Written problem: Print all of the lines exactly. Any picture among them stays out.

## BEGIN Recorded information

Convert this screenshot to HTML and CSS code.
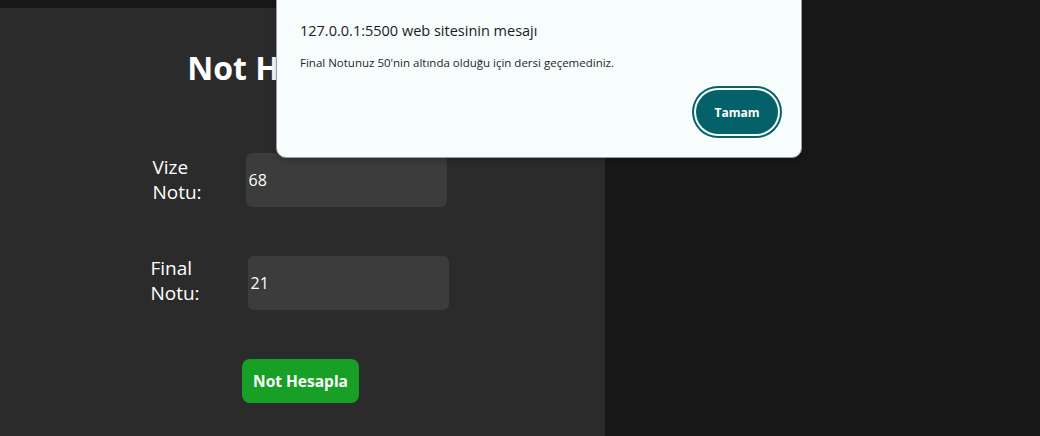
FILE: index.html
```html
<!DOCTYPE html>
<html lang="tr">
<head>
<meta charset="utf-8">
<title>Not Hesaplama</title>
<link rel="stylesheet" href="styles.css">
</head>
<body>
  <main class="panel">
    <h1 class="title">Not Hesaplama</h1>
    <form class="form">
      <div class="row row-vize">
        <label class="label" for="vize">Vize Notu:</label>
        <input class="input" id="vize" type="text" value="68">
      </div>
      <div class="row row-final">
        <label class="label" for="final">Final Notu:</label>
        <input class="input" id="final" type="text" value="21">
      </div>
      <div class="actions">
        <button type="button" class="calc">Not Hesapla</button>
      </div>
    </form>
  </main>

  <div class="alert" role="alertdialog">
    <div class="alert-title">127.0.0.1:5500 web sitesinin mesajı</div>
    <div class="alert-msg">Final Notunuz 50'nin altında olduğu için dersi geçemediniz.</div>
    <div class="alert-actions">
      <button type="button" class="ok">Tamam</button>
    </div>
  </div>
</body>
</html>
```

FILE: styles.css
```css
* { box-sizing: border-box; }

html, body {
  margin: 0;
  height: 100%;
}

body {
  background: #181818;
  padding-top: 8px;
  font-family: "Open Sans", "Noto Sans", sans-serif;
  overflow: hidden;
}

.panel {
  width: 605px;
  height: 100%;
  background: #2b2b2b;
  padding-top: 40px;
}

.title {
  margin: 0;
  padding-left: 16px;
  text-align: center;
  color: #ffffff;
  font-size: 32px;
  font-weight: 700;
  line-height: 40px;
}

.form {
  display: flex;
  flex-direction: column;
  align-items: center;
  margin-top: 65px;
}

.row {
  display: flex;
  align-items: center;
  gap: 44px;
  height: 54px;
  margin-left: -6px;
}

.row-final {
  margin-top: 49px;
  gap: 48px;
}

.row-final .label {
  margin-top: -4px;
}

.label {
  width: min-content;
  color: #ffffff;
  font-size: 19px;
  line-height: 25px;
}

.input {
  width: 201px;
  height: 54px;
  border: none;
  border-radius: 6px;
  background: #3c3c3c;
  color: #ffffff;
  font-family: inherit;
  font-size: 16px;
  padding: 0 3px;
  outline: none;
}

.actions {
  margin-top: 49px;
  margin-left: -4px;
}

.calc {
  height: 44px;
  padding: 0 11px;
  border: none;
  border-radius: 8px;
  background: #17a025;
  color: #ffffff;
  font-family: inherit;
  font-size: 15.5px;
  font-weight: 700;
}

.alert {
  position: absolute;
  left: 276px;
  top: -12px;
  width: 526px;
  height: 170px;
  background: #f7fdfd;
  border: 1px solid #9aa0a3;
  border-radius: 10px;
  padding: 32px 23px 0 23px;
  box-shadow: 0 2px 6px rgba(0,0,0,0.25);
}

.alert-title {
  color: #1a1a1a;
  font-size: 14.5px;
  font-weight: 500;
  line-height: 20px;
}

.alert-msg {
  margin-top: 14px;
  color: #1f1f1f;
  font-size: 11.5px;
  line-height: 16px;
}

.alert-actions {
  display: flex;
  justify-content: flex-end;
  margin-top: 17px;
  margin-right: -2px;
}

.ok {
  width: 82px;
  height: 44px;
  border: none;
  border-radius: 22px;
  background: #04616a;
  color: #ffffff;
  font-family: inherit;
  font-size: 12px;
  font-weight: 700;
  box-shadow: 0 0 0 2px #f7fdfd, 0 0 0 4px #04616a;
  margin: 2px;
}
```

## END Recorded information

Result of this task:
Convert this screenshot to HTML and CSS code.
FILE: index.html
```html
<!DOCTYPE html>
<html lang="tr">
<head>
<meta charset="utf-8">
<title>Not Hesaplama</title>
<link rel="stylesheet" href="styles.css">
</head>
<body>
  <main class="panel">
    <h1 class="title">Not Hesaplama</h1>
    <form class="form">
      <div class="row row-vize">
        <label class="label" for="vize">Vize Notu:</label>
        <input class="input" id="vize" type="text" value="68">
      </div>
      <div class="row row-final">
        <label class="label" for="final">Final Notu:</label>
        <input class="input" id="final" type="text" value="21">
      </div>
      <div class="actions">
        <button type="button" class="calc">Not Hesapla</button>
      </div>
    </form>
  </main>

  <div class="alert" role="alertdialog">
    <div class="alert-title">127.0.0.1:5500 web sitesinin mesajı</div>
    <div class="alert-msg">Final Notunuz 50'nin altında olduğu için dersi geçemediniz.</div>
    <div class="alert-actions">
      <button type="button" class="ok">Tamam</button>
    </div>
  </div>
</body>
</html>
```

FILE: styles.css
```css
* { box-sizing: border-box; }

html, body {
  margin: 0;
  height: 100%;
}

body {
  background: #181818;
  padding-top: 8px;
  font-family: "Open Sans", "Noto Sans", sans-serif;
  overflow: hidden;
}

.panel {
  width: 605px;
  height: 100%;
  background: #2b2b2b;
  padding-top: 40px;
}

.title {
  margin: 0;
  padding-left: 16px;
  text-align: center;
  color: #ffffff;
  font-size: 32px;
  font-weight: 700;
  line-height: 40px;
}

.form {
  display: flex;
  flex-direction: column;
  align-items: center;
  margin-top: 65px;
}

.row {
  display: flex;
  align-items: center;
  gap: 44px;
  height: 54px;
  margin-left: -6px;
}

.row-final {
  margin-top: 49px;
  gap: 48px;
}

.row-final .label {
  margin-top: -4px;
}

.label {
  width: min-content;
  color: #ffffff;
  font-size: 19px;
  line-height: 25px;
}

.input {
  width: 201px;
  height: 54px;
  border: none;
  border-radius: 6px;
  background: #3c3c3c;
  color: #ffffff;
  font-family: inherit;
  font-size: 16px;
  padding: 0 3px;
  outline: none;
}

.actions {
  margin-top: 49px;
  margin-left: -4px;
}

.calc {
  height: 44px;
  padding: 0 11px;
  border: none;
  border-radius: 8px;
  background: #17a025;
  color: #ffffff;
  font-family: inherit;
  font-size: 15.5px;
  font-weight: 700;
}

.alert {
  position: absolute;
  left: 276px;
  top: -12px;
  width: 526px;
  height: 170px;
  background: #f7fdfd;
  border: 1px solid #9aa0a3;
  border-radius: 10px;
  padding: 32px 23px 0 23px;
  box-shadow: 0 2px 6px rgba(0,0,0,0.25);
}

.alert-title {
  color: #1a1a1a;
  font-size: 14.5px;
  font-weight: 500;
  line-height: 20px;
}

.alert-msg {
  margin-top: 14px;
  color: #1f1f1f;
  font-size: 11.5px;
  line-height: 16px;
}

.alert-actions {
  display: flex;
  justify-content: flex-end;
  margin-top: 17px;
  margin-right: -2px;
}

.ok {
  width: 82px;
  height: 44px;
  border: none;
  border-radius: 22px;
  background: #04616a;
  color: #ffffff;
  font-family: inherit;
  font-size: 12px;
  font-weight: 700;
  box-shadow: 0 0 0 2px #f7fdfd, 0 0 0 4px #04616a;
  margin: 2px;
}
```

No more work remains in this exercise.